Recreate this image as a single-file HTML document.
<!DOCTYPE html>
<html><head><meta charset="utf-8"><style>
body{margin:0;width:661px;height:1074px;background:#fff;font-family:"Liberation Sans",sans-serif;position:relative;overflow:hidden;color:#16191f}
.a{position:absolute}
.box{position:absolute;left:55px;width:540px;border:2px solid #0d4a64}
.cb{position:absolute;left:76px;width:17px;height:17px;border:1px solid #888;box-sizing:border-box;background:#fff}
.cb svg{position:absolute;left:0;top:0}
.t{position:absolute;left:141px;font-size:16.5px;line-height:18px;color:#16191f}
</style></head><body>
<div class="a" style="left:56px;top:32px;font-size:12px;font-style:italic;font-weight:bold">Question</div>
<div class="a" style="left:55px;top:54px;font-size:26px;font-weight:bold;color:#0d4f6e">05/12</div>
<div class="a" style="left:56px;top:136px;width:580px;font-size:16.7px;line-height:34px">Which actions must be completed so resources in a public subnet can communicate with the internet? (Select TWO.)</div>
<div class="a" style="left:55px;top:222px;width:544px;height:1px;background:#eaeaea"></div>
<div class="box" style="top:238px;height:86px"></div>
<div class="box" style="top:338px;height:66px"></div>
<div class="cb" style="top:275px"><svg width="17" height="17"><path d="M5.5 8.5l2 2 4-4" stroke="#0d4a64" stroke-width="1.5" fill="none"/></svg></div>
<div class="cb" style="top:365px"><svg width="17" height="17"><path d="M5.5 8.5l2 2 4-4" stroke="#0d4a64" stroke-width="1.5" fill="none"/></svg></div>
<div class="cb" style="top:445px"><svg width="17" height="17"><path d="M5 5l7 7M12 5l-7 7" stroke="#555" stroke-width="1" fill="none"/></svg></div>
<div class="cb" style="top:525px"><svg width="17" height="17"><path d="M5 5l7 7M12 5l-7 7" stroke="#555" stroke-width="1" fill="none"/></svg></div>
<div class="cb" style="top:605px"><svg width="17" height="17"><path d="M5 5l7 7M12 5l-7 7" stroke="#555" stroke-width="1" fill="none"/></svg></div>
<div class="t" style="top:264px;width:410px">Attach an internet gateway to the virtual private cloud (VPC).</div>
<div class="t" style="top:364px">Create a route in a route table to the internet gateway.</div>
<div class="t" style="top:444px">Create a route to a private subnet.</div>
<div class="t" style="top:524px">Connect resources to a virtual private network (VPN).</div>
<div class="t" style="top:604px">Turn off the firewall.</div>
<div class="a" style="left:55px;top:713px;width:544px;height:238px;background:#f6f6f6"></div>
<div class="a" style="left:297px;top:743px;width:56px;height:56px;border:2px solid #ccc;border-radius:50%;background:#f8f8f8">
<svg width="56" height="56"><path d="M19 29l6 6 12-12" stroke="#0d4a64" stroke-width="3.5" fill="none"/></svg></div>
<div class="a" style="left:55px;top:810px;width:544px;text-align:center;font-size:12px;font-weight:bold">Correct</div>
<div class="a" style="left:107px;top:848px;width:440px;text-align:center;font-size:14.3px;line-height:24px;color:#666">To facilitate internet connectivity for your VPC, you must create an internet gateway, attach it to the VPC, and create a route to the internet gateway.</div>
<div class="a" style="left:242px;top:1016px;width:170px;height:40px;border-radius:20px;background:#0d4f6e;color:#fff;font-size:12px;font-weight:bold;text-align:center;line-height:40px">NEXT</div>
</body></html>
====
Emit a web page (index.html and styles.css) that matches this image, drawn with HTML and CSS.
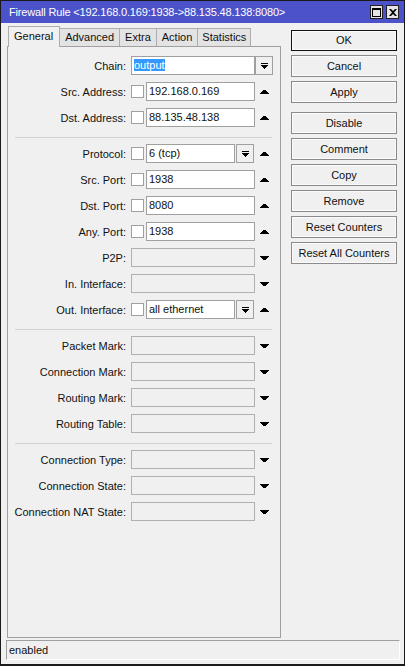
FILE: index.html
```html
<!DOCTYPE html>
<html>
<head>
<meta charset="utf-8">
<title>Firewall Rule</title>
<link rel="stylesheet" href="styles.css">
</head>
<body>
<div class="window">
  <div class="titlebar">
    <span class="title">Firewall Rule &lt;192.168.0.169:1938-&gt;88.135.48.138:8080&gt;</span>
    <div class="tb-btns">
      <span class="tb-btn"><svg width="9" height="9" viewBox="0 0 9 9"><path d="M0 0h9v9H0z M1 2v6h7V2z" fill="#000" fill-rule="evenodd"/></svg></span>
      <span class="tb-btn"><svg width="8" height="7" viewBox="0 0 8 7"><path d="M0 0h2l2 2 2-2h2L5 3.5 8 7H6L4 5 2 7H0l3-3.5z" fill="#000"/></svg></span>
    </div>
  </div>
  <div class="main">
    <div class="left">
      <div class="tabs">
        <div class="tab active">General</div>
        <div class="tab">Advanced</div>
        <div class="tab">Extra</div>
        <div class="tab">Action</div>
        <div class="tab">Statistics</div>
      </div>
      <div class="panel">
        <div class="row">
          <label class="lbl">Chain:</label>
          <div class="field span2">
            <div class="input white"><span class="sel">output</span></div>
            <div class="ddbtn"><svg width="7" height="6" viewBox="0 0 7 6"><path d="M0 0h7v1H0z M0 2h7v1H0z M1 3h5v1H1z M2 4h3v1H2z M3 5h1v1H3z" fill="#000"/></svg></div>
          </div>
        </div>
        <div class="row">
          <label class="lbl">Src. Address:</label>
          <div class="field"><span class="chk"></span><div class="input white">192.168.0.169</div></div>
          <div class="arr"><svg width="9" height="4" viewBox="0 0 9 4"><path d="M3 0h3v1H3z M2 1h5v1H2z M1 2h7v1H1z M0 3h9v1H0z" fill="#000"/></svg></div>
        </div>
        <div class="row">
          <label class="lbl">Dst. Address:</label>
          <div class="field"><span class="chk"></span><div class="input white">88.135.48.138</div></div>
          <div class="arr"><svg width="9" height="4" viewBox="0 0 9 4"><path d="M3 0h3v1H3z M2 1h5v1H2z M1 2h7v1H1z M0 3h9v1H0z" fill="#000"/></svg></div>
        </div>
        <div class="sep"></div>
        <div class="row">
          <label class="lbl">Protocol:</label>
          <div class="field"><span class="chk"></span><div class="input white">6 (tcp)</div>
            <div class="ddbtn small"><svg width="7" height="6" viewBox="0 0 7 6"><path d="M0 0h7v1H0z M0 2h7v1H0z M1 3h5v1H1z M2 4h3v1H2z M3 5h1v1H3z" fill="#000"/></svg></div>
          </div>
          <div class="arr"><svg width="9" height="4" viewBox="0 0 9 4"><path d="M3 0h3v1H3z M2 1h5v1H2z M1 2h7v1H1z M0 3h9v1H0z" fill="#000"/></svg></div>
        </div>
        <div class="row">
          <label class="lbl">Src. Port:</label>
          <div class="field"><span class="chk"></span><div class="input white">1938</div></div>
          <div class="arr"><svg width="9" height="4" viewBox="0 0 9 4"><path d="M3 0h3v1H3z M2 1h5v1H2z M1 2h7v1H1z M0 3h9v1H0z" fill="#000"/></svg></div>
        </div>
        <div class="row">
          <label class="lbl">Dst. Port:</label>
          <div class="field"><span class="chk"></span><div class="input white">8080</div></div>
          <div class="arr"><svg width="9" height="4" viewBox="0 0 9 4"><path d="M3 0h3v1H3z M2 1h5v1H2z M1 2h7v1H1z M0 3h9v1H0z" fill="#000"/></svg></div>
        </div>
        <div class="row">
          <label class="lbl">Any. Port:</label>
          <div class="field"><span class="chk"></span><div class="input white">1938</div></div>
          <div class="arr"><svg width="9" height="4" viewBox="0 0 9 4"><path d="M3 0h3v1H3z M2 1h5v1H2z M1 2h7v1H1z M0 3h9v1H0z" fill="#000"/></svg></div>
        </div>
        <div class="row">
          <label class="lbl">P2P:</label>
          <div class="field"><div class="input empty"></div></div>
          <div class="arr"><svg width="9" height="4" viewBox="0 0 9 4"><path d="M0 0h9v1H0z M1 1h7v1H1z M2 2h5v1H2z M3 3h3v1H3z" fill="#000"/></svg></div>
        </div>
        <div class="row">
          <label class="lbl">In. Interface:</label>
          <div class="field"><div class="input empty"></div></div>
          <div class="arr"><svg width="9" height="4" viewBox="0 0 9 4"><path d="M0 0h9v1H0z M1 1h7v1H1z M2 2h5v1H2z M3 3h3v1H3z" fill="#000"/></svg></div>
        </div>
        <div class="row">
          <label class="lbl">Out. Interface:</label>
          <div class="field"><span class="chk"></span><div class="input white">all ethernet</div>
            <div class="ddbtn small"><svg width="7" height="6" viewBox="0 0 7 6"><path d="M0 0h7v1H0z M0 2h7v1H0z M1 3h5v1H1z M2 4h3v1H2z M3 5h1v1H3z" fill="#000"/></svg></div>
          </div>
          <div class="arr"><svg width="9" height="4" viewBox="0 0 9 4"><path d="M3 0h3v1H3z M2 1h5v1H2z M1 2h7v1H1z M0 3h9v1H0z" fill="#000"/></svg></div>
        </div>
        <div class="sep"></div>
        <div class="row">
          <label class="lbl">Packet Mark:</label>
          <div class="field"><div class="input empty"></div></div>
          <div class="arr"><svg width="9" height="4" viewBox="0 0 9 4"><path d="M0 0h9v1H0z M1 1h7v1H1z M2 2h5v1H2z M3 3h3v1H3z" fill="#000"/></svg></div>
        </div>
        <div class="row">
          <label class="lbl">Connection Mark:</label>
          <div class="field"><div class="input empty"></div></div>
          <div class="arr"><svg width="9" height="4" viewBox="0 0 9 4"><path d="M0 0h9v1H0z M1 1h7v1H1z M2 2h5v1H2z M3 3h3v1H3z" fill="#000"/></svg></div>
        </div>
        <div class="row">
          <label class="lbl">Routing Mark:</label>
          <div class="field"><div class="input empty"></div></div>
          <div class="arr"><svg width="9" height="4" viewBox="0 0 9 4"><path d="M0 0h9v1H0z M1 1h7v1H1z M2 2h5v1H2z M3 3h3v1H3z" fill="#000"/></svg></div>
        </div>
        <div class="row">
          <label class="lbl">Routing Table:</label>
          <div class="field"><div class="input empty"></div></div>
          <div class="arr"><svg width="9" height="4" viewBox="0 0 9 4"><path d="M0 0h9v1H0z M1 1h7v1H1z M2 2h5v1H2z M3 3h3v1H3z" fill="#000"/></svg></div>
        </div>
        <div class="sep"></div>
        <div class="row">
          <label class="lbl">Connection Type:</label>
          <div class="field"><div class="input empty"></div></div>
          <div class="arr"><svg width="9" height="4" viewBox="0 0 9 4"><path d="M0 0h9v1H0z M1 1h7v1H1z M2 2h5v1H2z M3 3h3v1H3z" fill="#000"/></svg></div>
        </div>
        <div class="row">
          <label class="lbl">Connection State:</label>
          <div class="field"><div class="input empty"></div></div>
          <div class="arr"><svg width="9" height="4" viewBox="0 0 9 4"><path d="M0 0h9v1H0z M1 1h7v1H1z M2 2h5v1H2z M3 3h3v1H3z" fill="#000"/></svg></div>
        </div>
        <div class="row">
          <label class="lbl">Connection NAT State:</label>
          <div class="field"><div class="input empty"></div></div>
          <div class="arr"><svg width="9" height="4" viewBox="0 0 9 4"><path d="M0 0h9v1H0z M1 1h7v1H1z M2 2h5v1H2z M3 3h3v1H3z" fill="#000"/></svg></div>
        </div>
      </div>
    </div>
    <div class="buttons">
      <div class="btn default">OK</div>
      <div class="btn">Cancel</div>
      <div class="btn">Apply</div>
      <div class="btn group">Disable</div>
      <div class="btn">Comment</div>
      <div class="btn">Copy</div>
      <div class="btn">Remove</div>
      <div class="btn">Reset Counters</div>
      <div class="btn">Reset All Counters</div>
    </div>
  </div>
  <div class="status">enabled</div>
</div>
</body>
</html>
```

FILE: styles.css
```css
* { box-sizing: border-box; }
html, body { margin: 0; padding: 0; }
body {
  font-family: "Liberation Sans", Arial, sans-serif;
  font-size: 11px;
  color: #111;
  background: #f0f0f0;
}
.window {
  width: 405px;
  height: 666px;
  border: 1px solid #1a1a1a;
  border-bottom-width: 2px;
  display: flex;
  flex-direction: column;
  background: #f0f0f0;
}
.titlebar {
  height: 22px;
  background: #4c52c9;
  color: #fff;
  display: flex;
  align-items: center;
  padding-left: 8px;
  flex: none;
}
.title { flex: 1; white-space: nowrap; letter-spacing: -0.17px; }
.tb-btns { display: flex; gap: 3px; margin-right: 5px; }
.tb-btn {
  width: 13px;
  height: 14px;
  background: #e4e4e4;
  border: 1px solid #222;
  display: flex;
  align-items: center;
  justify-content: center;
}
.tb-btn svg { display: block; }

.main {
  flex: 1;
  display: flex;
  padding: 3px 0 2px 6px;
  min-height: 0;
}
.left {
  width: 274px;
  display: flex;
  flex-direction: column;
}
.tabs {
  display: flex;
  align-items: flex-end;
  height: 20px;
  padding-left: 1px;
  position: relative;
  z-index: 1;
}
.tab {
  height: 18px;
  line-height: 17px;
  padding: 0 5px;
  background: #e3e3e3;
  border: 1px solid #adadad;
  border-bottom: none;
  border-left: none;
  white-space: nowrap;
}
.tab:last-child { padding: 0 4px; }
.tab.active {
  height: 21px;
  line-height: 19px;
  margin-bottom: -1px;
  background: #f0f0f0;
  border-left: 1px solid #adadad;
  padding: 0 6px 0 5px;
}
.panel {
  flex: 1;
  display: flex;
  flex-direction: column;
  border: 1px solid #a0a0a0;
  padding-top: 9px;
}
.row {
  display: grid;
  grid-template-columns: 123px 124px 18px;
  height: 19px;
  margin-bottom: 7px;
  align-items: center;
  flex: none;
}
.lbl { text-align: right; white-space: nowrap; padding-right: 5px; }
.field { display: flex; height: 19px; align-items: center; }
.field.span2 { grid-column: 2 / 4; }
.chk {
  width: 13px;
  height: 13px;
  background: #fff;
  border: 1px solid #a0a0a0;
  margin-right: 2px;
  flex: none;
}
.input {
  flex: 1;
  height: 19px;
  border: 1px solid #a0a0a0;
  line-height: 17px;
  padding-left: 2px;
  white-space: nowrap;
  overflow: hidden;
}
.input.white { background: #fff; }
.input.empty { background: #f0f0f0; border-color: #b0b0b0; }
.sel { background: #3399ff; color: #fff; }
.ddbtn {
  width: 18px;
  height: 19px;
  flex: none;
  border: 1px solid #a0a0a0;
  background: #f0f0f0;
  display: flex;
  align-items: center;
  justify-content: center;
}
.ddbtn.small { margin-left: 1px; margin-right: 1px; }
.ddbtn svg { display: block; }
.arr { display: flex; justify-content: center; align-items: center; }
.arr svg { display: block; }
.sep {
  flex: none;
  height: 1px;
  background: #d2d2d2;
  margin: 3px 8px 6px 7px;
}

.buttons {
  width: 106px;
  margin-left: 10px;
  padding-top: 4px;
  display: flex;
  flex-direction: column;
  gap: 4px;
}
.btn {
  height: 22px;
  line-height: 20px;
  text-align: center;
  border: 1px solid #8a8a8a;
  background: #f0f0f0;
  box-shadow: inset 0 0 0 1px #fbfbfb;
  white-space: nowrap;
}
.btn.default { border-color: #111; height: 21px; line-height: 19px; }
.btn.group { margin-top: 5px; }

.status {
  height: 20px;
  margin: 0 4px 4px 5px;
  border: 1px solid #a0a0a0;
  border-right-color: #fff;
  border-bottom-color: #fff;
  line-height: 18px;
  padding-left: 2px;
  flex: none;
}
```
====
*TASK GOAL*
Look through the entries above and report each line where the string "styles" occurs.

*OUTPUT OF THE TASK*
Emit a web page (index.html and styles.css) that matches this image, drawn with HTML and CSS.
<link rel="stylesheet" href="styles.css">
FILE: styles.css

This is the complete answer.